Waterfield Mortgage Co. recently announced that it will sell its mortgage banking business and Irwin Financial Corp. (NYSE:IFC - news) said last month it hired JPMorgan (NYSE:JPM - news) to look at selling its conventional first mortgage unit, Irwin Mortgage.
"They just couldn't get the revenue per loan that the big guys were getting," he said.
Even the larger firms are poised for a downturn.
Countrywide Financial Corp. (NYSE:CFC - news), the largest U.S. mortgage lender, recently announced it plans lay-offs for sometime this year, partly in response to lower profits on sales of mortgages.
On its fourth-quarter earnings conference call in late January, the company's chief executive, Angelo Mozilo, said intense competition should force some smaller lenders out of the market.
Employment in the real estate and mortgage industry peaked at 504,000 in October of last year but fell to 501,000 in December, according the Bureau of Labor Statistics.
That is a noteworthy shift, given that the sector has been gaining jobs over the past five years. Employment stood at 283,000 in March of 2001.
Mortgage rates are expected to continue ratcheting upward from their historic lows, and that will limit lending and refinancing activity, putting more pressure on firms to find new efficiencies, said Duncan.
A week ago, the average 30-year fixed loan reached 6.22 percent. But Duncan expects it to climb to 6.40 percent by the end of 2006, significantly higher than its 2005 low of 5.47 percent.
VOLUME IS EBBING
The U.S. housing market surged for five years, shattering sales and construction records and sending home prices up more than 55 percent on average nationwide.
But now the market has taken on a "survival-of-the-fittest" atmosphere, said Celia Chen, director of housing economics at Moody's Economy.com, a consulting firm.
"Mortgage lending is an opportunistic business and when business declines, the instinct is to consolidate to become more efficient, and that is what we are seeing," said Chen.
The MBA's seasonally adjusted refinancing index, which hit a record level near 10,000 in May of 2003, stood at 1,571.4 for the week ended February 17.

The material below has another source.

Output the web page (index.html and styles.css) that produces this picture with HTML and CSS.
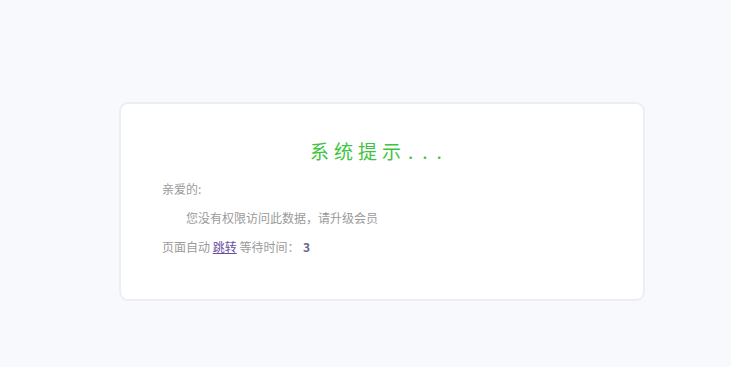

While refinancing has been trending lower over the past few years, the drop in volume for home purchase loans has gained substantial momentum in only the past year.
The MBA's seasonally adjusted purchase mortgage index-- considered a timely gauge on U.S. home sales -- stood at 408.7 last week, its lowest level since the week ended January 7, 2005, when the index hit 393.1.
According to Duncan, lenders have been holding "slowdown" meetings with their employees, a move he said historically coincides with a turn in employment.
LENDERS LAST HURRAH?
Mortgage lenders, however, are not ready to throw in the towel just yet and are actively seeking new ways to increase business volume, whether through new loan products or reaching out to untapped markets.
"We have worked hard over the past three years in developing a wide array of products -- all credit types, all documentation types, all amortization types and all combinations of first and second mortgages," said Bob Walters, chief economist at Quicken Loans, an online mortgage lender.
By diversifying its product line, Quicken Loans is able to serve the entire spectrum of clients, said Walters.
"The firms that are focused on one type or another will struggle as the market narrows," he said.